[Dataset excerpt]

>>>>

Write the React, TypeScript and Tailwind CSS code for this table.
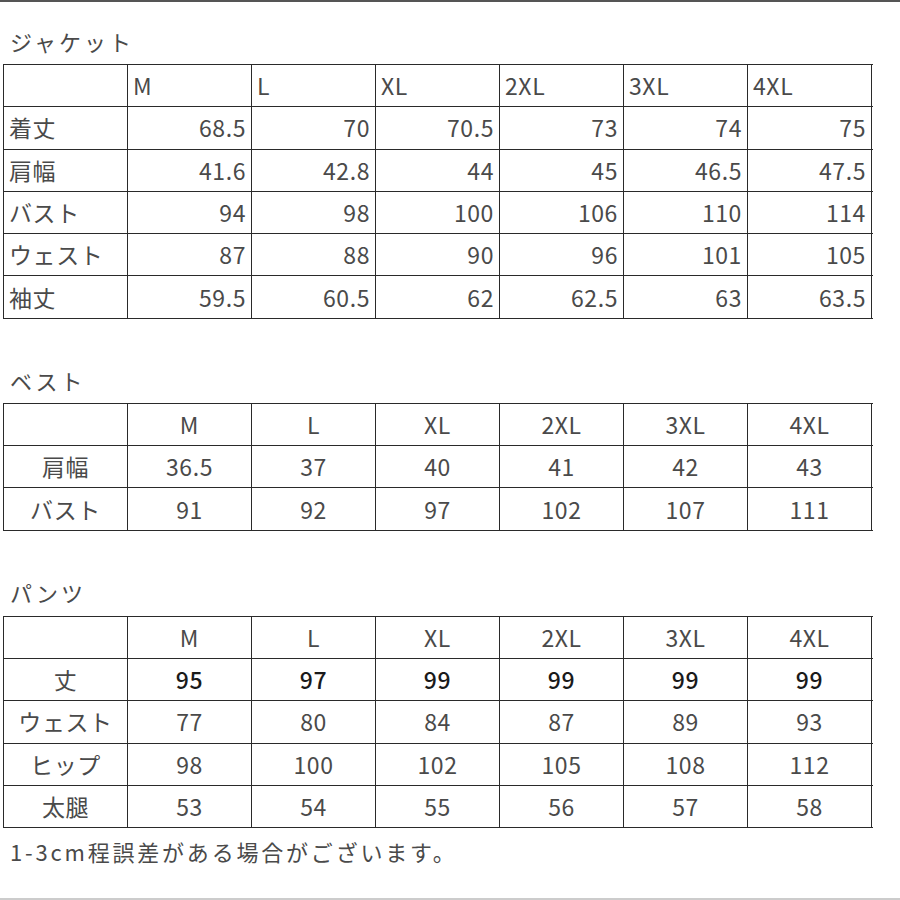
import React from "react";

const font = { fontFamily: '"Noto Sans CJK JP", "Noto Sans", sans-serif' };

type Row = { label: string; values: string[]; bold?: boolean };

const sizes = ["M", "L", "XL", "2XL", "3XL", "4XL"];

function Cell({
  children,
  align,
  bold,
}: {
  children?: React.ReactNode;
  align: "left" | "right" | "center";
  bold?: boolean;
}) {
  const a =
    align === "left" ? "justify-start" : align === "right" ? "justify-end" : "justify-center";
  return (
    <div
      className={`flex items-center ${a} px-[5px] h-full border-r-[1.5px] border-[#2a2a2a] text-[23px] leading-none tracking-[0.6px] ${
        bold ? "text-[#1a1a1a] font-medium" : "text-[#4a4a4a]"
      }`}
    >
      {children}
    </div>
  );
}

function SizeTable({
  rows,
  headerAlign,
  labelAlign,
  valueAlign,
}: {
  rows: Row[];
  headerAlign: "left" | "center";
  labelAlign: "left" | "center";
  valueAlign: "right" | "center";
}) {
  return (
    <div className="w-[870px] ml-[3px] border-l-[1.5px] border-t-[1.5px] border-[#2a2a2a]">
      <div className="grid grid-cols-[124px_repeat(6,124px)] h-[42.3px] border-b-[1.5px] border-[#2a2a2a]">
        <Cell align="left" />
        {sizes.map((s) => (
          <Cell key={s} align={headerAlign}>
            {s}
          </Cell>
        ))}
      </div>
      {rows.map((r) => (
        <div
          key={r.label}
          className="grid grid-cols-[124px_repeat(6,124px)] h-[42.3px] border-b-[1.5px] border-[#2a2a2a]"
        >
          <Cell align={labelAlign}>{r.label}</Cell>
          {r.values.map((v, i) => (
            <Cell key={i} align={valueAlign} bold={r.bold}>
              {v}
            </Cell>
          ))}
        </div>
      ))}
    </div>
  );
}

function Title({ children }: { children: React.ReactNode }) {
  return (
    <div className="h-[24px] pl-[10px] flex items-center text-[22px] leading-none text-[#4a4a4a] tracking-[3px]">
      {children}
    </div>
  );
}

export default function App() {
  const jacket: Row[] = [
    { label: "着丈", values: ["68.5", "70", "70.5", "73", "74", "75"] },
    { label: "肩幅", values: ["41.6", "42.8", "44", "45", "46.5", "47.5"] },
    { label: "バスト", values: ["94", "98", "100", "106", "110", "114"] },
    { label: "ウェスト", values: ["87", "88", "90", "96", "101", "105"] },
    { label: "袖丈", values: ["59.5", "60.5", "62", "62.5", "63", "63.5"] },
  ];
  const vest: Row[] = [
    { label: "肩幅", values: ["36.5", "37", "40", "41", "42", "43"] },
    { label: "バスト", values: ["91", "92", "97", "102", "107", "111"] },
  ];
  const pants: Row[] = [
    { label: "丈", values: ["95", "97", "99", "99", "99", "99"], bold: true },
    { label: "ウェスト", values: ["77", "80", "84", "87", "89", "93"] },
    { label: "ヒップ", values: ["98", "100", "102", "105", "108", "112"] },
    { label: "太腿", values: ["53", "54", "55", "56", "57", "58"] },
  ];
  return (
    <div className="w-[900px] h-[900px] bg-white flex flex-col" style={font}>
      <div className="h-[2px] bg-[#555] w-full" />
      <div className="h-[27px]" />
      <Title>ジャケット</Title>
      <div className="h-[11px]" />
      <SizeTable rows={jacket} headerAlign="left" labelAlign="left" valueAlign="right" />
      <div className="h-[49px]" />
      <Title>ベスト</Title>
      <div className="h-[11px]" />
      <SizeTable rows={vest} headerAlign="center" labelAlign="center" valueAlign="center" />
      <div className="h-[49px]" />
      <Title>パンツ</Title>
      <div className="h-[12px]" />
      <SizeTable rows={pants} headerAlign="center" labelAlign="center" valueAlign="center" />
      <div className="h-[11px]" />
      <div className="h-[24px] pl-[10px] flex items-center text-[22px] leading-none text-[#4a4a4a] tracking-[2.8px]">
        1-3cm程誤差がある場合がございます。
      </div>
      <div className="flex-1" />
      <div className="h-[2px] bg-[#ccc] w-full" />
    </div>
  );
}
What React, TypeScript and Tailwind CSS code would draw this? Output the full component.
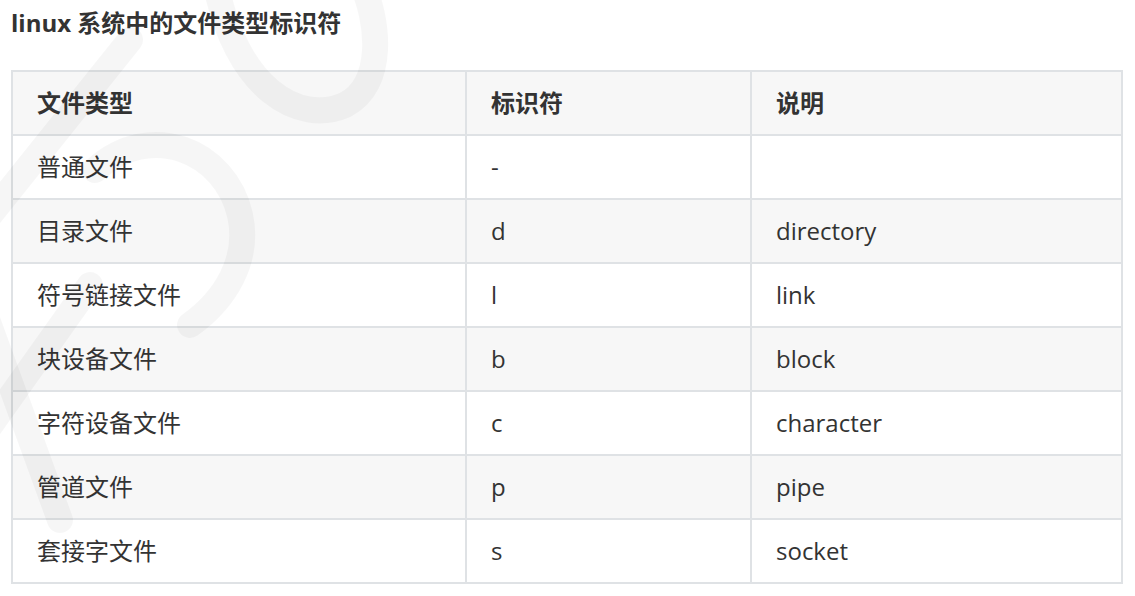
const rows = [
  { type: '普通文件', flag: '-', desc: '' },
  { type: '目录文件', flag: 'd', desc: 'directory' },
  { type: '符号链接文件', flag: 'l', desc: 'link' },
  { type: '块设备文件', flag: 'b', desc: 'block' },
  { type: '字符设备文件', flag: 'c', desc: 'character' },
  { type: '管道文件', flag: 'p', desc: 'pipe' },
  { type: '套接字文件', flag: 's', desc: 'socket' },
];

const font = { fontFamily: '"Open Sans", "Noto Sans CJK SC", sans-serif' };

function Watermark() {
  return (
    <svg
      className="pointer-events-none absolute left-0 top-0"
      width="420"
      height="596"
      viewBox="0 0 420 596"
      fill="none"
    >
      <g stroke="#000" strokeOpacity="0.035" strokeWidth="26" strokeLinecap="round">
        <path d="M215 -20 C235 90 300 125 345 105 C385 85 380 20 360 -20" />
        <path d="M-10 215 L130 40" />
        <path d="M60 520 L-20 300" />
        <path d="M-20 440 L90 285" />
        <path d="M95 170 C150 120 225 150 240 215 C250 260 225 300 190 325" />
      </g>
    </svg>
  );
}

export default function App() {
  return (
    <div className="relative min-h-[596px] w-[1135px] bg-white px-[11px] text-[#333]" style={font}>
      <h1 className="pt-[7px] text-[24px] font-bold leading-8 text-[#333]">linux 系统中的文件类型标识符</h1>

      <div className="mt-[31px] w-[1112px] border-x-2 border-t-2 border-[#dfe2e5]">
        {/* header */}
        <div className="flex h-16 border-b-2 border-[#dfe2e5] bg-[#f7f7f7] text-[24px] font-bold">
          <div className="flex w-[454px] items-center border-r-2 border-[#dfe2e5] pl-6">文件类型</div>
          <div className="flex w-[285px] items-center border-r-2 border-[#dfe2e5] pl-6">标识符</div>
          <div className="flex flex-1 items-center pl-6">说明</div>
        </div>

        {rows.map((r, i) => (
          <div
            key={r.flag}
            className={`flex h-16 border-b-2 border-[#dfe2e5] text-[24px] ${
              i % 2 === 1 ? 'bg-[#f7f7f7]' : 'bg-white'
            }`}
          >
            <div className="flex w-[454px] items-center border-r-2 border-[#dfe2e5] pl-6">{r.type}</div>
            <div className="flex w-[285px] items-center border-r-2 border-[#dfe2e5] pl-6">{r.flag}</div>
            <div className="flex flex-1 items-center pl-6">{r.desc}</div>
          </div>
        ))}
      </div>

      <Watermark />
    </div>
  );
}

<<<<
>>>>

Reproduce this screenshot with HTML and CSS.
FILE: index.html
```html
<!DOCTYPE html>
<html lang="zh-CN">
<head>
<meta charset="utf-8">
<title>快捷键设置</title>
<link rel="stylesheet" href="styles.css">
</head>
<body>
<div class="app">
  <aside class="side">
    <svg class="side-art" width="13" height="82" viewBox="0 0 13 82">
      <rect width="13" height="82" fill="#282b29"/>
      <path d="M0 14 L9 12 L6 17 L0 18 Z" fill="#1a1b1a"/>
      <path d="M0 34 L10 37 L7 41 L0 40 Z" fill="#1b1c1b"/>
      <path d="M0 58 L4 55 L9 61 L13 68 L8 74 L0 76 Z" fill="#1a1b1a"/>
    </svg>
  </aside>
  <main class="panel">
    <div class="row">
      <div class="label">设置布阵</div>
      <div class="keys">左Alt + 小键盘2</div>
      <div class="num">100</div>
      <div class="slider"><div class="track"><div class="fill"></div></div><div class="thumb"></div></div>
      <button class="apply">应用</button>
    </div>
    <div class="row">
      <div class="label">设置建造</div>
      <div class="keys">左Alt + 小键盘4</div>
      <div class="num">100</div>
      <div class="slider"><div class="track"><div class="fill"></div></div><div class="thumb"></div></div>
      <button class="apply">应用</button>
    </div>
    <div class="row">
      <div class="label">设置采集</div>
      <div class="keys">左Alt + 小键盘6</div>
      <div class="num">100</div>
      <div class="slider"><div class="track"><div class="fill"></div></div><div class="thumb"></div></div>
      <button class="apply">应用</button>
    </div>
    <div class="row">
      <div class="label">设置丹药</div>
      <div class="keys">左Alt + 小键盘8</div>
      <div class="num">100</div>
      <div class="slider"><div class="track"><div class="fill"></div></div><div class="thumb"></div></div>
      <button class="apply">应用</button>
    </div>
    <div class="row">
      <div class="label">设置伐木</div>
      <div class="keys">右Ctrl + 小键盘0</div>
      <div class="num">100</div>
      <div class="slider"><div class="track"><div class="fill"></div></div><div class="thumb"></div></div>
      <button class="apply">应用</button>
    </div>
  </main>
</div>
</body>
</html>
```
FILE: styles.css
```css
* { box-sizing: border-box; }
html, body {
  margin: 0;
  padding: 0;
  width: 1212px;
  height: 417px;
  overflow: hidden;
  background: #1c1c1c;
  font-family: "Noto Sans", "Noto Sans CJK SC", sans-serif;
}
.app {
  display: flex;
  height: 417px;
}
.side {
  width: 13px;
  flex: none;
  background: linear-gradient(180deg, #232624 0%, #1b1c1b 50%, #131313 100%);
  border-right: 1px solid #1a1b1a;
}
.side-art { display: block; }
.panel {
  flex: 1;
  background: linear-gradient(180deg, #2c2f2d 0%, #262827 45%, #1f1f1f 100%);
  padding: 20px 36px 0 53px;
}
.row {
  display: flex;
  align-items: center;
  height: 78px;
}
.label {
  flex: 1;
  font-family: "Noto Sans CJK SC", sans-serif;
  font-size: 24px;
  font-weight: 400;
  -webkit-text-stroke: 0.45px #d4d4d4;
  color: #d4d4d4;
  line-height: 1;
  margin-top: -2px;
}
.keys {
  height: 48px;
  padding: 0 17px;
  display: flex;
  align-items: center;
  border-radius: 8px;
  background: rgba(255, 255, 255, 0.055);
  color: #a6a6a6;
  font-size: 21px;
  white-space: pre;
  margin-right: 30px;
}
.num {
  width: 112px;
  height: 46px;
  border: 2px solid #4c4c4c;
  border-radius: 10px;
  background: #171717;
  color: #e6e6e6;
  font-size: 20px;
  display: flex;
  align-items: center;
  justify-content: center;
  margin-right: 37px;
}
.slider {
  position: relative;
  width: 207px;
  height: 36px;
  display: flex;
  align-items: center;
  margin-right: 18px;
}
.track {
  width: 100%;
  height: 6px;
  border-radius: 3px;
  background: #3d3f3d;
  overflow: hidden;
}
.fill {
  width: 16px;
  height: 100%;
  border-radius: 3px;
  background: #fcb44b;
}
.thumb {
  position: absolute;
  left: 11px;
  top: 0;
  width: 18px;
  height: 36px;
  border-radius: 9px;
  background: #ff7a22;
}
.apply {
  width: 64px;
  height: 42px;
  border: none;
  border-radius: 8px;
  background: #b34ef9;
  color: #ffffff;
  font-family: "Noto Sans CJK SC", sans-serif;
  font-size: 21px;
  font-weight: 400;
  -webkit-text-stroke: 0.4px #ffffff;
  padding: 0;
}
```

<<<<

Return exactly the lines from the one with "Write the React, TypeScript" to the one with "string; values: string[];", inclusive, and nothing else; skip the pictures.

FINISHED ANSWER –
Write the React, TypeScript and Tailwind CSS code for this table.
import React from "react";

const font = { fontFamily: '"Noto Sans CJK JP", "Noto Sans", sans-serif' };

type Row = { label: string; values: string[]; bold?: boolean };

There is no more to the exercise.